Okudukça da sevdim. Sinemacı, yönetmen, aktör, senarist, yazar, her tarakta bezi olan eski usul bir entelektüel. Aynı masada oturmak isteyeceğiniz, sabaha kadar anlatsa dinleyeceğiniz insanlardan.
Geçtiğimiz günlerde Carrière’i kaybettik. Tam anlamıyla, geç bulup, geç tanıyıp da çabuk kaybetmiş olduk. ‘Kitaplardan Kurtulabileceğinizi Sanmayın’ın benim gibi hevesli çok fanı olduğunu biliyorum. Bu fanların Carrière’den yeni sözler duymak isteyeceklerini de tahmin ediyorum. İhtimaller tükendi. Onun masasına oturamazdık zaten ama başka bir masa olmayağını da şimdi idrak ediyoruz.

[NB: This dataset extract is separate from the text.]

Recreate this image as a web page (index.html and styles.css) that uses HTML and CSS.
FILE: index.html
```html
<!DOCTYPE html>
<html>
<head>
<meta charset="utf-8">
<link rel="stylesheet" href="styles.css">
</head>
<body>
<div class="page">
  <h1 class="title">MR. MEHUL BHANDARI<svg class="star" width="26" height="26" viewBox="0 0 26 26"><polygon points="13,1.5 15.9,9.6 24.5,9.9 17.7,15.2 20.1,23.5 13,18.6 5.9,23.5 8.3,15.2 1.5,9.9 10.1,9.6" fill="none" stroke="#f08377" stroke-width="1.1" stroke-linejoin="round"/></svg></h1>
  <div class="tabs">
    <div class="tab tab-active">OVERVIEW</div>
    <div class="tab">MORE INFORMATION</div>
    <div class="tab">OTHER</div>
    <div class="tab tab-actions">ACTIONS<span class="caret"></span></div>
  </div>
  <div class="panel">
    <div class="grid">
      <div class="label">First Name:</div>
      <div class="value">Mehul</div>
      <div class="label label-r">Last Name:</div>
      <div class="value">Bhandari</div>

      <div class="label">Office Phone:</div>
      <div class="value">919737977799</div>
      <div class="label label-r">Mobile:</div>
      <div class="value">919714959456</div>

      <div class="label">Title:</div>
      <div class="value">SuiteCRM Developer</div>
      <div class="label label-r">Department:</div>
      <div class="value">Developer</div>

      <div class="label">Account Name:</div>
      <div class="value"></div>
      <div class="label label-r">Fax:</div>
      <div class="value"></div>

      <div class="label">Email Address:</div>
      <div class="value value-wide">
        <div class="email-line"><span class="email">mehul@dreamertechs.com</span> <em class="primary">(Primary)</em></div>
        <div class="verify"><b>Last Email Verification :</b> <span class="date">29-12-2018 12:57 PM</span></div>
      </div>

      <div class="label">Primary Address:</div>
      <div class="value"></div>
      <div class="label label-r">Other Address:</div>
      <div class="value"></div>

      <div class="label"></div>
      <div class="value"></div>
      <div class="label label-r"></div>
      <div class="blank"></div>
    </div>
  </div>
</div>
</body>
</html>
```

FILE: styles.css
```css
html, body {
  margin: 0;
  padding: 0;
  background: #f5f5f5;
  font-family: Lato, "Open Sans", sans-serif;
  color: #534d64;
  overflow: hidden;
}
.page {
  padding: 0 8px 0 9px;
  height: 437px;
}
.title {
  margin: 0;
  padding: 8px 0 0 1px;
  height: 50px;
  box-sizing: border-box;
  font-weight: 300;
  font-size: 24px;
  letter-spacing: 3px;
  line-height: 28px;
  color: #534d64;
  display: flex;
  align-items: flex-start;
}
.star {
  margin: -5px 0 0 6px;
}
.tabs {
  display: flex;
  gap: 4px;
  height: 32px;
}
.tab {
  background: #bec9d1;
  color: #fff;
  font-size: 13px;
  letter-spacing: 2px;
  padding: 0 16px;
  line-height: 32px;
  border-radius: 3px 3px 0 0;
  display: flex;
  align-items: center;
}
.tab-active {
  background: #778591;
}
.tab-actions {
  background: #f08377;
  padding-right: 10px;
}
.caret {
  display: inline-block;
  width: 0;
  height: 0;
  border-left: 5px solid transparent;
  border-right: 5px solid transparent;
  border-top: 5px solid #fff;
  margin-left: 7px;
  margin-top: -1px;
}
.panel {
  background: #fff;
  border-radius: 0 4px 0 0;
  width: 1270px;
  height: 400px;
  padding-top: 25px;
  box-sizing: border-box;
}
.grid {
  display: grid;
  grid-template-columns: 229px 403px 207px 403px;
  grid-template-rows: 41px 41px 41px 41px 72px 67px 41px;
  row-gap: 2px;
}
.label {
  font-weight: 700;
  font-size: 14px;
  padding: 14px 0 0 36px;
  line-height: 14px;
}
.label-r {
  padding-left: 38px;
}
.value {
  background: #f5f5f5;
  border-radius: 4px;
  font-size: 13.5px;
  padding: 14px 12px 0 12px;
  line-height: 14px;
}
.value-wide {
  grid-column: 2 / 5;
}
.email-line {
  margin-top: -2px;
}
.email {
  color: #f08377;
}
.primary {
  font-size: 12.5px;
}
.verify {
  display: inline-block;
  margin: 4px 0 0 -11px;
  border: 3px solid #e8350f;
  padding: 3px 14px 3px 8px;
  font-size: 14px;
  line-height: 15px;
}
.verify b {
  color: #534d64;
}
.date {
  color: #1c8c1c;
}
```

Aramızdan daha erken ayrılan Umberto Eco sanırım benim bu blogda adını en çok andığım yazardır. Carrière’i de burada anmış olayım. Kitabın parıltısı blogda da devam etsin isterim.
Beni çok düşündüren şu soruyu ortaya atmıştı Carrière: “Başımıza bir felaket geldiğinde hangi kitapları kurtarmaya kalkacağız? Evinizde yangın çıktı, ilkin hangi kitapları kurtarmaya çalışacağınızı biliyor musunuz?”
Çok kafa patlattım bu soru hakkında. Epey kitap var; sevdiğim, sakladığım, dönüp dönüp baktığım… Koleksiyon parçası, yazarından imzalısı, cildi havalısı… Hangisi, hangileri? Zihnimden onlarca kitap geçti. Hiçbiri, hiçbiri dönüp kurtarmaya koşacak kadar önemli gelmiyor şimdi. Yani önemliler elbette ama bir şekilde bende yer etmişler zaten. Nereye gidersem beraberiz. Kurtarmaya ne hacet.
Zaten ilk aklıma gelen eserlerin de artık kitaplığımda durmadığımı fark ettim. Çok taşındım, arada dağıldılar. Bazılarına herhalde arkadaşlar el koydular. Bende değiller. Kurtaramamışım zaten.
Bir de elbette anısı olanlar var. Başkalarının verdikleri, kendi kalplerini sayfalara yükledikleri… Benim başkalarının kitaplığından aşırdıklarım… Hatıralar. Ama insanları birer ikişer kitapla, objeyle sınırlamak olmaz. Hem böyle yapınca unutuşun da yolunu açıyoruz. Geçelim.
Belki sadece hayatın bir döneminde kalbime yerleşmiş, çok içimden sevdiğim, okuya okuya aşındırdığım bir kitabı o hengamede gözüme ilişirse raftan çekip almak, cebime koyup hayata yeniden tek o kitapla başlamak isterdim. Böyle birkaç tane var, hepsi de uyar, hepsi kabulümdür.
Ama ilk aklıma gelen de kitaplığımda artık olmayanlardan. Paul Auster’in Cebidelik’i… Kimbilir nerede? Ne yapalım, böyle denk geldi.
Benim cevabım böyle. Siz ne kurtarırdınız diye de soruyorum elbette. Hem Carrière’i daha güzel nasıl yad edebiliriz ki?